Design of conductive crown ether based columnar liquid crystals: impact of molecular flexibility and geometry

Abstract

The influence of the molecular shape on the charge transport in the columnar mesophases of bi-centred crown ether based mesogens is studied. Even though a bent shaped bridging of two aromatic cores promotes the stability and the width of the columnar liquid crystal phase, the quality of the intra-columnar packing and thus the charge carrier mobility are reduced. Keeping instead a linear arrangement of the cores and increasing the molecular flexibility by enlarging the crown is detrimental to the liquid crystal phase stability while the charge carrier mobility is only slightly affected.
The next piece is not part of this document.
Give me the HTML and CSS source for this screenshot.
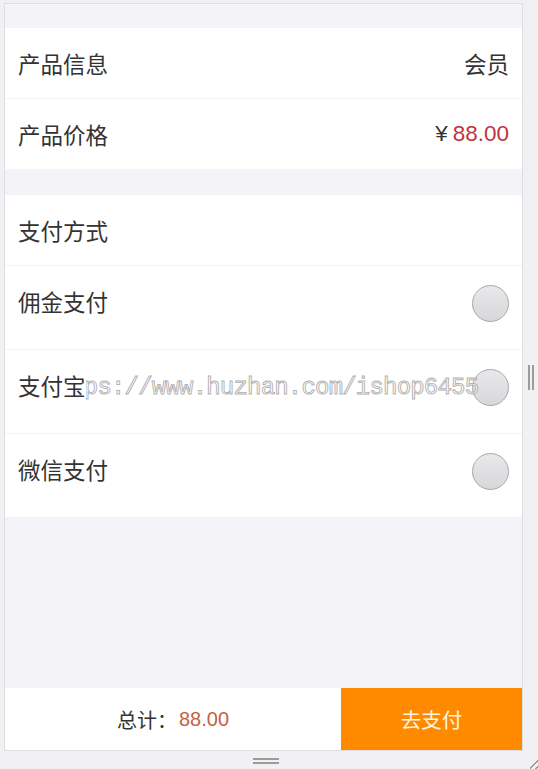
FILE: index.html
```html
<!DOCTYPE html>
<html>
<head>
<meta charset="utf-8">
<title>确认支付</title>
<link rel="stylesheet" href="styles.css">
</head>
<body>
    <div class="window">
        <div class="frame">
            <div class="gap-top"></div>

            <div class="section">
                <div class="row">
                    <span class="label">产品信息</span>
                    <span class="value">会员</span>
                </div>
                <div class="row">
                    <span class="label">产品价格</span>
                    <span class="value">¥<em class="price">88.00</em></span>
                </div>
            </div>

            <div class="gap-mid"></div>

            <div class="section">
                <div class="row">
                    <span class="label">支付方式</span>
                </div>
                <div class="row pay-row">
                    <span class="label">佣金支付</span>
                    <span class="radio"></span>
                </div>
                <div class="row pay-row">
                    <span class="label over">支付宝</span>
                    <span class="radio"></span>
                    <span class="watermark">https://www.huzhan.com/ishop6455</span>
                </div>
                <div class="row pay-row">
                    <span class="label">微信支付</span>
                    <span class="radio"></span>
                </div>
            </div>

            <div class="filler"></div>

            <div class="footer">
                <div class="total">总计：<span class="total-num">88.00</span></div>
                <button class="pay-btn">去支付</button>
            </div>
        </div>
        <div class="side-handle"><i></i><i></i></div>
    </div>
    <div class="bottom-bar">
        <div class="bottom-handle"><i></i><i></i></div>
        <div class="grip"></div>
    </div>
</body>
</html>
```

FILE: styles.css
```css
body {
    margin: 0;
    background-color: #f1f1f3;
    font-family: "Liberation Sans", "Noto Sans CJK SC", sans-serif;
    color: #333;
}

.window {
    display: flex;
    padding-top: 3px;
}

.frame {
    margin-left: 4px;
    width: 517px;
    height: 746px;
    border: 1px solid #dedde2;
    background-color: #f4f3f7;
    display: flex;
    flex-direction: column;
}

.gap-top {
    height: 24px;
}

.gap-mid {
    height: 26px;
}

.section {
    background-color: #fff;
}

.row {
    height: 70px;
    padding: 0 13px 0 13px;
    display: flex;
    align-items: center;
    justify-content: space-between;
    font-size: 22.5px;
    border-bottom: 1px solid #f2f2f4;
    position: relative;
}

.row:last-child {
    border-bottom: none;
}

.pay-row {
    padding-bottom: 13px;
}

.value {
    color: #333;
}

.price {
    font-style: normal;
    color: #c2333d;
    margin-left: 5px;
}

.radio {
    width: 35px;
    height: 35px;
    border-radius: 50%;
    border: 1px solid #a8a8ac;
    background: linear-gradient(#e9e9eb, #d7d7da);
    position: relative;
    z-index: 1;
    margin-top: 4px;
}

.watermark {
    position: absolute;
    left: 38px;
    top: 24px;
    font-family: "Liberation Mono", monospace;
    font-size: 24px;
    letter-spacing: -0.8px;
    color: rgba(255, 255, 255, 0.5);
    -webkit-text-stroke: 0.9px #b0b0b0;
    z-index: 2;
    white-space: nowrap;
}

.label.over {
    position: relative;
    z-index: 3;
    background-color: #fff;
}

.filler {
    flex: 1;
}

.footer {
    height: 62px;
    display: flex;
}

.total {
    flex: 1;
    background-color: #fff;
    display: flex;
    align-items: center;
    justify-content: center;
    font-size: 20px;
    color: #333;
}

.total-num {
    color: #c4623f;
    margin-left: 2px;
}

.pay-btn {
    width: 181px;
    border: none;
    background-color: #ff8a00;
    color: #fff6e0;
    font-family: inherit;
    font-size: 20.5px;
    padding: 0;
}

.side-handle {
    width: 15px;
    display: flex;
    justify-content: center;
    align-items: center;
    gap: 2px;
}

.side-handle i {
    width: 2px;
    height: 25px;
    background-color: #9c9c9c;
}

.bottom-bar {
    height: 18px;
    position: relative;
    display: flex;
    justify-content: center;
    padding-left: 4px;
    width: 523px;
}

.bottom-handle {
    display: flex;
    flex-direction: column;
    gap: 2px;
    margin-top: 7px;
}

.bottom-handle i {
    width: 26px;
    height: 2px;
    background-color: #9c9c9c;
}

.grip {
    position: absolute;
    right: -15px;
    bottom: 0;
    width: 12px;
    height: 12px;
    background: linear-gradient(135deg, transparent 45%, #999 45%, #999 52%, transparent 52%, transparent 70%, #999 70%, #999 77%, transparent 77%);
}
```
This leads to the conclusion that the optimal molecular geometry for crown ether based mesogens providing a stable mesophase with good charge transport properties is achieved by using small crown ether bridges connecting two π-systems as linear as possible. We used discotic mesogens based on 12-crown-4, 15-crown-5, 18-crown-6 and 21-crown-7 moieties linking two triphenylene cores. The inter- and intra-columnar structure is studied by detailed small- and wide-angle X-ray scattering experiments, respectively. To study the electronic properties temperature dependent photoconductivity and mobility measurements in the organic field effect transistor setup are carried out.